Does hiding spam comments on Instagram ads actually affect ROAS?

Yes, indirectly. Spam comments lower the CTR of your ad comment section, which signals to Meta's algorithm that the ad is less engaging than it is. This degrades delivery quality over time and can raise your CPMs. Hiding spam quickly — within the first hour of an ad running — preserves the quality signal Meta uses to optimise delivery.

Should I delete or hide spam comments on my Instagram ads?

Hide, not delete. Deleting removes the comment from Meta's engagement count, which lowers your total comment number and makes the ad appear less popular. Hidden comments remain invisible to other users but still count toward engagement totals.
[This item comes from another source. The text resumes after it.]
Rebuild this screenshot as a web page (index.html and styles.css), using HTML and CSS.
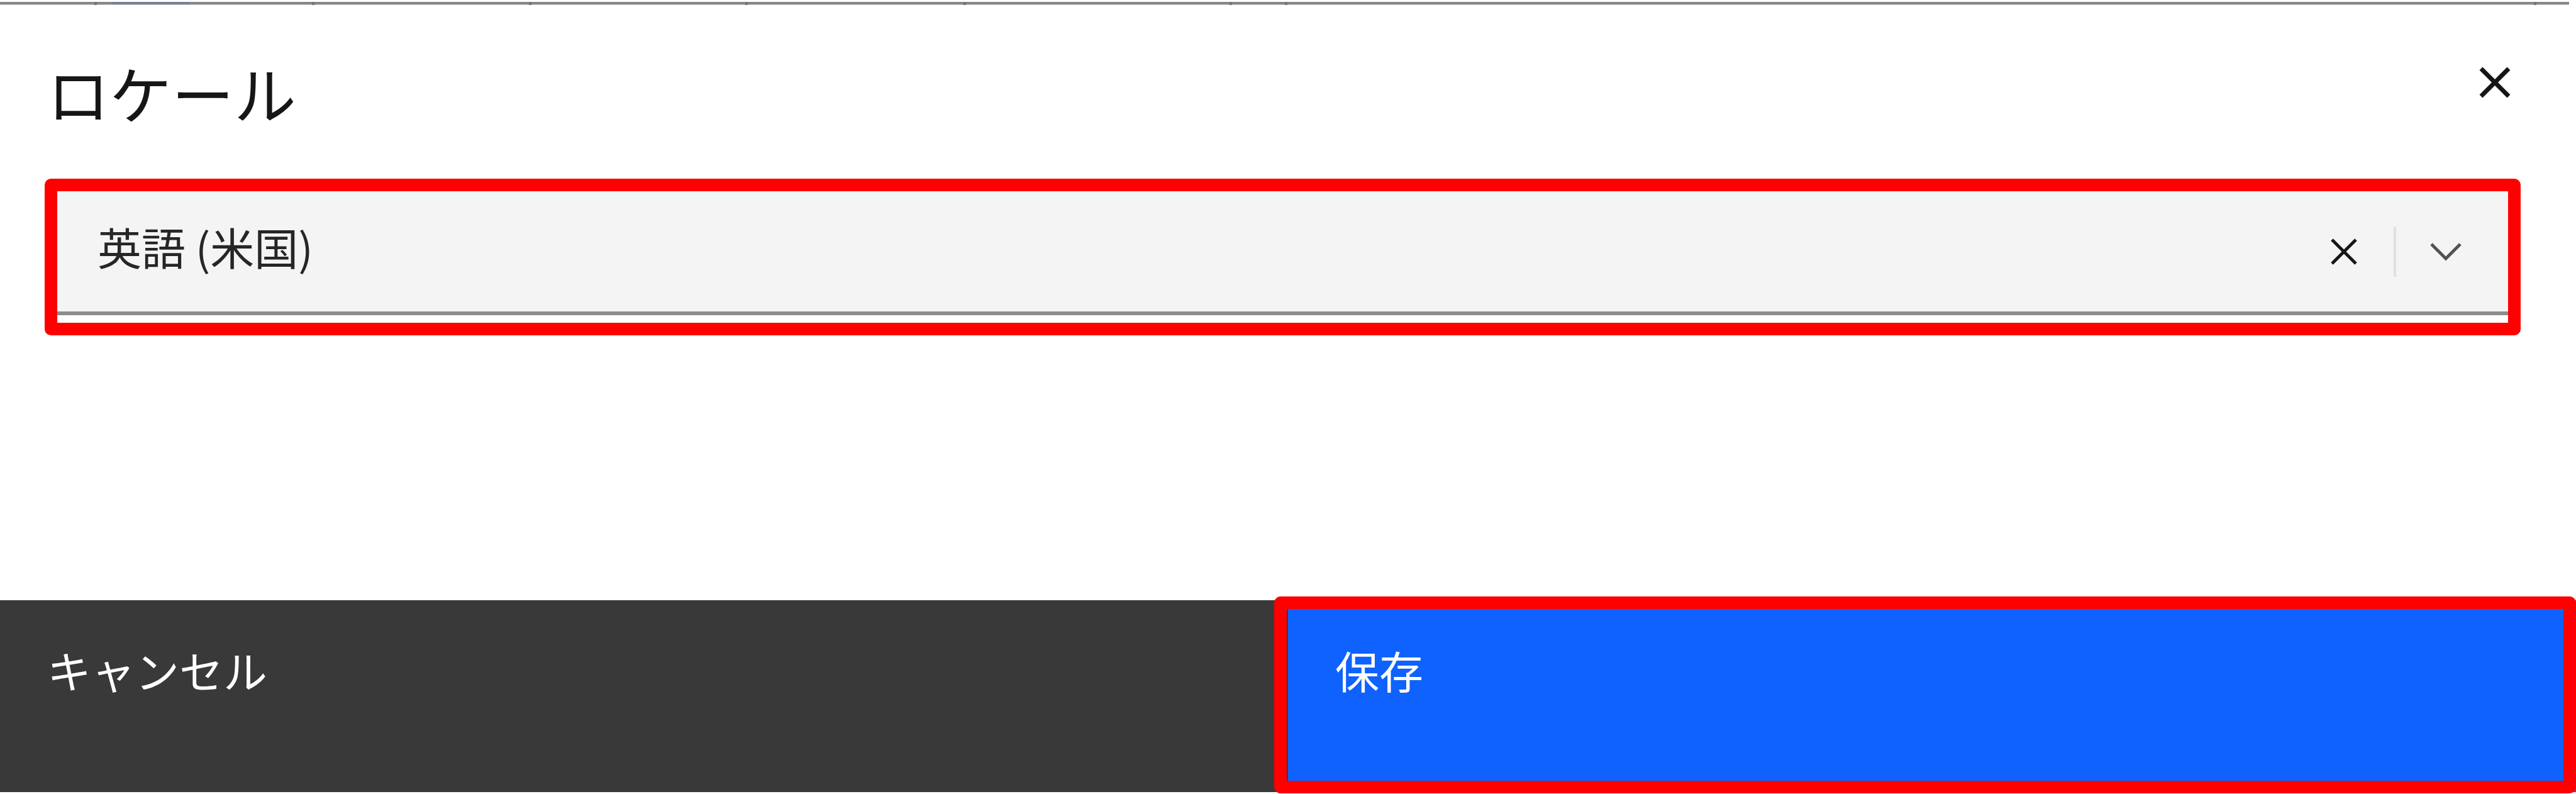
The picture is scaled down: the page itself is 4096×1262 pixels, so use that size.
FILE: index.html
```html
<!DOCTYPE html>
<html lang="ja">
<head>
<meta charset="utf-8">
<title>ロケール</title>
<link rel="stylesheet" href="styles.css">
</head>
<body>
<div class="page-edge" aria-hidden="true">
  <span></span><span class="selected"></span><span></span><span></span><span></span><span></span><span></span><span></span><span></span>
</div>
<main class="dialog" role="dialog" aria-labelledby="title">
  <header class="dialog-header">
    <h1 id="title"><label for="locale">ロケール</label></h1>
    <button class="icon-button" type="button" aria-label="閉じる">
      <svg class="close-icon" viewBox="0 0 50 50"><path d="M3 3L47 47M47 3L3 47" stroke-width="7"/></svg>
    </button>
  </header>
  <div class="field-highlight">
    <div class="combo">
      <input id="locale" type="text" value="英語 (米国)">
      <button class="icon-button" type="button" aria-label="選択をクリア">
        <svg class="clear-icon" viewBox="0 0 42 42"><path d="M2 2L40 40M40 2L2 40" stroke-width="5"/></svg>
      </button>
      <span class="divider"></span>
      <button class="icon-button" type="button" aria-label="メニューを開く">
        <svg class="chevron-icon" viewBox="0 0 50 30"><path d="M2 3L25 26L48 3" stroke-width="5"/></svg>
      </button>
    </div>
  </div>
  <footer class="actions">
    <button class="action cancel" type="button">キャンセル</button>
    <button class="action save" type="button">保存</button>
  </footer>
</main>
</body>
</html>
```
FILE: styles.css
```css
* {
  box-sizing: border-box;
}

body {
  margin: 0;
  min-height: 100vh;
  display: flex;
  flex-direction: column;
  background: #fff;
  color: #161616;
  font-family: "Noto Sans CJK JP", sans-serif;
}

.page-edge {
  display: grid;
  grid-template-columns: 154fr 346fr 345fr 344fr 347fr 423fr 88fr 1986fr 52fr;
  height: 5px;
  margin: 3px 11px 0 0;
  background: linear-gradient(#888 80%, #ccc 80%);
}

.page-edge span {
  border-right: 4px solid #777;
}

.page-edge span:last-child {
  border-right: 0;
}

.page-edge .selected {
  background: linear-gradient(#75809a, #75809a) 24px 0 / 124px 4px no-repeat;
}

.dialog {
  flex: 1;
  display: flex;
  flex-direction: column;
}

.dialog-header {
  display: flex;
  justify-content: space-between;
  align-items: flex-start;
  padding: 68px 80px 0 75px;
}

h1 {
  margin: 0;
  font-size: 99px;
  line-height: 140px;
  font-weight: 400;
}

button {
  border: 0;
  padding: 0;
  font-family: inherit;
}

.icon-button {
  display: flex;
  align-items: center;
  justify-content: center;
  background: none;
}

.dialog-header .icon-button {
  width: 98px;
  height: 110px;
}

svg {
  fill: none;
  stroke: #161616;
}

.close-icon {
  width: 50px;
  height: 50px;
}

.clear-icon {
  width: 42px;
  height: 42px;
}

.chevron-icon {
  width: 50px;
  height: 30px;
  stroke: #525252;
}

.field-highlight {
  margin: 68px 88px 0 71px;
  padding-bottom: 12px;
  border: 20px solid #f00;
  border-radius: 10px;
}

.combo {
  display: flex;
  align-items: center;
  height: 197px;
  padding-right: 20px;
  background: #f4f4f4;
  border-bottom: 6px solid #8d8d8d;
}

.combo input {
  flex: 1;
  min-width: 0;
  height: 100%;
  border: 0;
  padding: 0 0 16px 64px;
  background: none;
  color: #262626;
  font-family: inherit;
  font-size: 70px;
}

.combo .icon-button {
  width: 158px;
  height: 80px;
}

.divider {
  width: 4px;
  height: 80px;
  background: #e0e0e0;
}

.actions {
  display: grid;
  grid-template-columns: 1fr 1fr;
  margin: auto 0 3px;
}

.action {
  height: 305px;
  padding: 61px 75px 0;
  display: flex;
  align-items: flex-start;
  color: #fff;
  font-size: 70px;
  line-height: 100px;
}

.cancel {
  background: #393939;
}

.save {
  position: relative;
  background: #0f62fe;
}

.save::after {
  content: "";
  position: absolute;
  inset: -6px 0 -2px -22px;
  border: 20px solid #f00;
  border-radius: 10px;
}
```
Your social proof stays intact while the spam stops affecting buyer perception.

How quickly do spam comments need to be removed from Instagram ads?

The first 30–60 minutes after an ad starts serving is when engagement quality has the most influence on Meta's delivery calibration. Spam that appears and sits visible during this window affects the algorithm's early quality signal. For high-spend campaigns, you want spam hidden in minutes, not hours.

Do Instagram's built-in comment filters work for ad comments?

Built-in filters work on keyword and phrase matching — they miss spam that uses new patterns, indirect language, or emoji-only formats. They also require manual updates as spam patterns evolve. Third-party tools that use intent detection rather than keyword matching are significantly more effective for ad comment sections with high volume.

What's the difference between a spam comment and a buyer comment on an Instagram ad?

A spam comment is posted by a bot or off-topic account and adds no signal value. A buyer comment contains purchase intent: 'how much does this cost?', 'is this available in XL?', 'where can I order?'. These look like noise in a busy comment section but are actually high-intent sales signals. The goal of good ad comment moderation is to remove spam and surface buyer comments for immediate follow-up.

Can I just turn off comments on my Instagram ads?

Meta allows you to disable comments on many ad formats, but it is rarely the right call. Comments provide social proof, buyer signals, and engagement data that Meta uses to optimise delivery. Disabling comments removes all of that. A better approach is auto-moderating to remove harmful content while keeping genuine engagement visible — and treating buyer comments as sales opportunities rather than moderation problems.